Lo moved his family to Egypt to expose them to a non-American perspective. Once he saw personnel changes at Fat Beats when he arrived back years later, he worked his way out of his deal and self-released The R.E.B.I.R.T.H. (Real Emcees Bring Intelligent Rhymes To Hip-Hop). The R.E.B.I.R.T.H. symbolizes several turning points in OneBeLo's life. He recorded the album after the death of his daughter.
Lo collaborated with beatmakers like Lab Techs, Jake One, Memo (of the Molemen), and others. Rather than use his previous method of recording as many songs as possible and compiling what he thought were the best songs, he decided to sit down and focus on one piece of work. That piece was entitled B.A.B.Y. (Being A Black Youth).
Much of the album, which features the likes of Freeway, Phonte (of Little Brother), Devin The Dude, Guilty Simpson, Royce da 5'9", Zion I, Akir, and others, was lost when thieves broke in and stole studio equipment. Additionally, the label he had signed with, MYX, dissolved before the record could drop.
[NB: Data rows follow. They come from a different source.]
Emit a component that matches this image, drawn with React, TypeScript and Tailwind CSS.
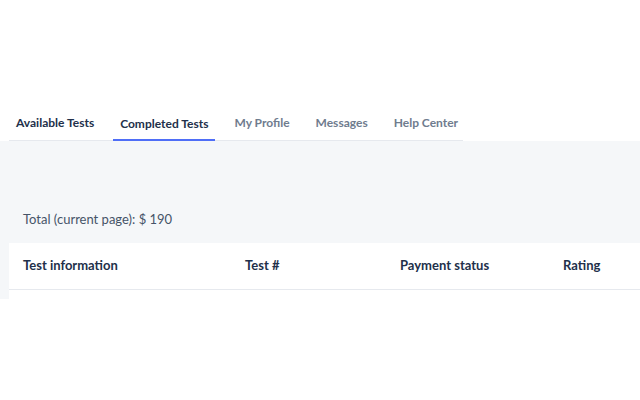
const tabs = [
  { label: "Available Tests", active: false, dark: true },
  { label: "Completed Tests", active: true, dark: true },
  { label: "My Profile", active: false, dark: false },
  { label: "Messages", active: false, dark: false },
  { label: "Help Center", active: false, dark: false },
];

const columns = [
  { label: "Test information", width: "w-[222px]" },
  { label: "Test #", width: "w-[155px]" },
  { label: "Payment status", width: "w-[163px]" },
  { label: "Rating", width: "w-[80px]" },
];

export default function App() {
  return (
    <div
      className="h-[400px] w-[640px] overflow-hidden bg-white"
      style={{ fontFamily: "Lato, 'Open Sans', sans-serif" }}
    >
      <div className="h-[105px]" />
      <nav className="ml-[9px] flex w-[454px] border-b border-[#e6e9ee]">
        {tabs.map((tab) => (
          <button
            key={tab.label}
            type="button"
            className={
              tab.active
                ? "-mb-px mr-[12px] shrink-0 whitespace-nowrap border-b-2 border-[#4f6ef7] px-[7px] pb-[6px] pt-[9px] text-[12px] font-bold text-[#22304a]"
                : tab.dark
                  ? "mr-[12px] shrink-0 whitespace-nowrap border-b-2 border-transparent px-[7px] pb-[6px] pt-[9px] text-[12px] font-bold text-[#22304a]"
                  : "mr-[12px] shrink-0 whitespace-nowrap border-b-2 border-transparent px-[7px] pb-[6px] pt-[9px] text-[12px] font-bold text-[#6f7c8e]"
            }
          >
            {tab.label}
          </button>
        ))}
      </nav>
      <div className="h-[158px] bg-[#f5f7f9] pl-[9px]">
        <div className="h-[102px] pl-[14px] pt-[69px] text-[13px] text-[#465468]">
          Total (current page): $ 190
        </div>
        <div className="h-[56px] bg-white">
          <div className="flex h-[47px] items-center border-b border-[#e6e9ee] pl-[14px]">
            {columns.map((col) => (
              <div
                key={col.label}
                className={`${col.width} shrink-0 text-[13px] font-bold text-[#22304a]`}
              >
                {col.label}
              </div>
            ))}
          </div>
        </div>
      </div>
    </div>
  );
}
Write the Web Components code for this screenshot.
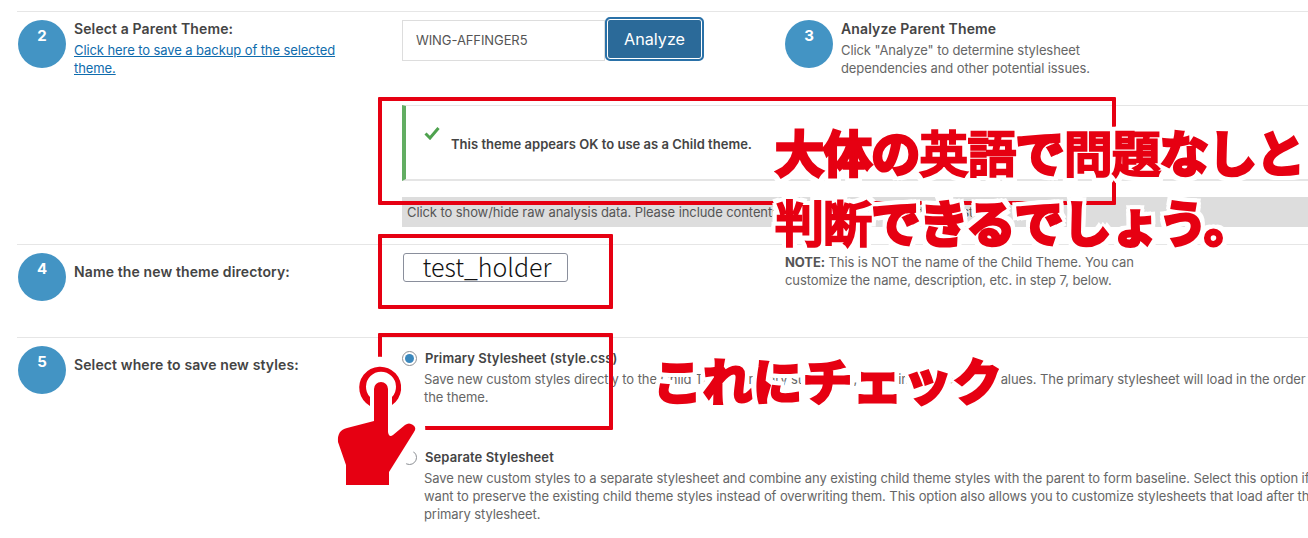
<!DOCTYPE html>
<html lang="en">
<head>
<meta charset="utf-8">
<title>Child Theme Configurator</title>
<style>
    html, body { margin: 0; background: #fff; }
    body {
        width: 1308px;
        height: 538px;
        overflow: hidden;
        position: relative;
        font: 13px/18px Inter, "Liberation Sans", sans-serif;
        letter-spacing: -0.09px;
        color: #666;
    }
    .main { padding-top: 11px; }
    a { color: #0f6cad; }
    strong { color: #555; }
    /* dense kanji fill in at the heavy weight */
    mark-text span { font-weight: 500; -webkit-text-stroke-width: 2.4px; }
</style>
</head>
<body>
<div class="main">
    <step-row style="padding-bottom:17px">
        <step-badge>2</step-badge>
        <div>
            <step-title>Select a Parent Theme:</step-title>
            <a href="#">Click here to save a backup of the selected<br>theme.</a>
        </div>
        <theme-picker slot="control" value="WING-AFFINGER5"></theme-picker>
        <step-badge slot="help">3</step-badge>
        <div slot="help">
            <step-title>Analyze Parent Theme</step-title>
            Click "Analyze" to determine stylesheet<br>dependencies and other potential issues.
        </div>
        <analysis-result slot="below">This theme appears OK to use as a Child theme.</analysis-result>
    </step-row>
    <step-row style="padding-bottom:36px">
        <step-badge>4</step-badge>
        <step-title style="margin-top:10px">Name the new theme directory:</step-title>
        <name-field slot="control">test_holder</name-field>
        <div slot="help"><strong>NOTE:</strong> This is NOT the name of the Child Theme. You can<br>customize the name, description, etc. in step 7, below.</div>
    </step-row>
    <step-row>
        <step-badge>5</step-badge>
        <step-title style="margin-top:10px">Select where to save new styles:</step-title>
        <div slot="control" style="width:906px">
            <radio-option checked label="Primary Stylesheet (style.css)">Save new custom styles directly to the Child Theme primary stylesheet, replacing the existing values. The primary stylesheet will load in the order set by<br>the theme.</radio-option>
            <radio-option style="margin-top:42px" label="Separate Stylesheet">Save new custom styles to a separate stylesheet and combine any existing child theme styles with the parent to form baseline. Select this option if you<br>want to preserve the existing child theme styles instead of overwriting them. This option also allows you to customize stylesheets that load after the<br>primary stylesheet.</radio-option>
        </div>
    </step-row>
</div>

<mark-box style="left:378px;top:97px;width:738px;height:108px"></mark-box>
<mark-box style="left:378px;top:234px;width:235px;height:75px"></mark-box>
<mark-box style="left:378px;top:333px;width:235px;height:97px"></mark-box>
<tap-hand style="left:328px;top:356px"></tap-hand>
<mark-text style="left:775px;top:121px">大体の<span>英語</span>で<span>問題</span>なしと</mark-text>
<mark-text style="left:775px;top:191px"><span>判断</span>できるでしょう。</mark-text>
<mark-text style="left:653px;top:349px;letter-spacing:1px">これにチェック</mark-text>

<script>
function define(name, css, html) {
    customElements.define(name, class extends HTMLElement {
        constructor() {
            super();
            this.attachShadow({mode: 'open'}).innerHTML = `<style>${css}</style>${html(this)}`;
        }
    });
}

define('step-badge', `
    :host { display: block; flex: none; width: 48px; height: 48px; border-radius: 50%; background: #4394c4;
            color: #fff; font-weight: 700; font-size: 15px; line-height: 32px; text-align: center; }
`, () => `<slot></slot>`);

define('step-title', `
    :host { display: block; color: #444; font-weight: 600; font-size: 14px; letter-spacing: 0.12px; margin-bottom: 3px; }
`, () => `<slot></slot>`);

define('step-row', `
    :host { display: block; margin-left: 17px; border-top: 1px solid #e6e6e6; padding: 8px 0 0 1px; }
    .cols { display: grid; grid-template-columns: 384px 383px 1fr; }
    .side { display: flex; gap: 8px; align-items: flex-start; }
`, () => `<div class="cols">
        <div class="side"><slot></slot></div>
        <div><slot name="control"></slot></div>
        <div class="side"><slot name="help"></slot></div>
    </div>
    <slot name="below"></slot>`);

define('theme-picker', `
    :host { display: flex; align-items: flex-start; }
    .input { box-sizing: border-box; width: 203px; height: 41px; border: 1px solid #ddd;
             padding-left: 13px; line-height: 39px; color: #555; background: #fff; }
    button { box-sizing: border-box; width: 99px; height: 44px; margin-top: -3px; border-radius: 5px;
             border: 2px solid #2a71a8; background: #2b6a99; color: #fff; font: 16.2px Inter, sans-serif;
             box-shadow: inset 0 0 0 1px #fff; }
`, (el) => `<div class="input">${el.getAttribute('value')}</div><button>Analyze</button>`);

define('analysis-result', `
    :host { display: block; margin: 28px 0 0 384px; }
    .notice { box-sizing: border-box; height: 76px; border-left: 4px solid #62ad62; border-top: 1px solid #e5e5e5;
              border-bottom: 2px solid #e5e5e5; display: flex; align-items: flex-start; padding: 20px 0 0 18px; }
    svg { width: 16px; height: 14px; flex: none; }
    p { margin: 9px 0 0 11px; font-weight: 600; color: #444; letter-spacing: 0.02px; }
    .raw { margin-top: 16px; height: 30px; background: #ddd; padding-left: 5px; line-height: 31px; color: #555;
           white-space: nowrap; overflow: hidden; }
`, () => `<div class="notice">
        <svg viewBox="0 0 16 14"><path d="M1.5 7.5 L6 12 L14.5 2" fill="none" stroke="#4ea24e" stroke-width="3"/></svg>
        <p><slot></slot></p>
    </div>
    <div class="raw">Click to show/hide raw analysis data. Please include contents below with any support requests.</div>`);

define('name-field', `
    :host { display: block; box-sizing: border-box; width: 165px; height: 29px; margin-left: 1px; border: 1px solid #8a8f9c;
            border-radius: 3px; background: #fff; color: #111; text-align: center; letter-spacing: 0;
            padding-left: 3px; font: 25px/25px "Noto Sans CJK JP", sans-serif; font-weight: 300; }
`, () => `<slot></slot>`);

define('radio-option', `
    :host { display: grid; grid-template-columns: 22px 1fr; white-space: nowrap; margin-top: 3px; }
    .radio { box-sizing: border-box; width: 15px; height: 15px; margin-top: 2px; border: 1px solid #8c8f94;
             border-radius: 50%; display: flex; align-items: center; justify-content: center; }
    .dot { width: 9px; height: 9px; border-radius: 50%; background: #3b88bd; }
    b { color: #444; font-weight: 600; display: block; margin: 0 0 3px 1px; letter-spacing: 0.1px; }
`, (el) => `<div class="radio">${el.hasAttribute('checked') ? '<div class="dot"></div>' : ''}</div>
    <div><b>${el.getAttribute('label')}</b><slot></slot></div>`);

define('mark-box', `
    :host { display: block; position: absolute; box-sizing: border-box; border: 4px solid #e60012; border-radius: 1px; }
`, () => ``);

define('mark-text', `
    :host { display: block; position: absolute; white-space: nowrap; color: #e60012; letter-spacing: -0.9px;
            font: 700 49px/60px "Noto Sans CJK JP", sans-serif;
            -webkit-text-stroke: 3.2px #e60012;
            filter: drop-shadow(4px 0 0 #fff) drop-shadow(-4px 0 0 #fff) drop-shadow(0 4px 0 #fff) drop-shadow(0 -4px 0 #fff); }
`, () => `<slot></slot>`);

define('tap-hand', `
    :host { display: block; position: absolute; width: 100px; height: 140px; }
    svg { display: block; overflow: visible; }
    .halo { fill: #fff; stroke: #fff; stroke-width: 20px; stroke-linejoin: round; }
    .ink { fill: #e60012; }
`, () => {
    const ring = 'M370 406 A21 21 0 1 1 392 405 L392 397 A15 15 0 1 0 370 397 Z';
    const hand = 'M374 389 A7 7 0 0 1 388 389 L388 432 Q389 438 393 435 L405 425 Q409 422 413 425 Q417 428 414 432 L389 472 L389 485 L346 485 L346 465 L338 442 Q337 430 347 428 L374 421 Z';
    return `<svg width="100" height="140" viewBox="328 356 100 140">
        <path class="halo" d="${ring}"/><path class="halo" d="${hand}"/>
        <path class="ink" d="${ring}"/>
        <path d="${hand}" fill="#fff" stroke="#fff" stroke-width="6"/>
        <path class="ink" d="${hand}"/>
    </svg>`;
});
</script>
</body>
</html>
L.A.B.O.R. (Language Arts Based On Reality) takes metaphorical inspiration from animals and occupations. The bulk of production comes from D Will of Kansas City, 14KT, Nick Speed and Vitamin D . L.A.B.O.R. also showcases the musicianship of One Be Lo's fellow Pontiac natives David "DMT" Vied (guitar), Derek "The Tyrant" Caraway (keyboard) and Detroit's Emily Rogers (bass).
One Be Lo has crafted himself into what he describes as "the MC's MC". He is often praised for his clear delivery, precise rapping style and conscious lyrics, especially from fans of alternative hip hop. This was noted by Allmusic in their review of S.O.N.O.G.R.A.M., saying:
"One Be Lo is a deep thinker; the details and complex wordplay within his rhymes often take several plays to fully comprehend and appreciate. Similar in effect to X-Clan's Brother J, his words can be righteous, but they're always delivered with casual assurance, like he's talking to an acquaintance at a bus stop. He observes with the wisdom of a father who's been through prison, raises a lot of issues, has almost as many solutions, and never sounds overbearing or preachy."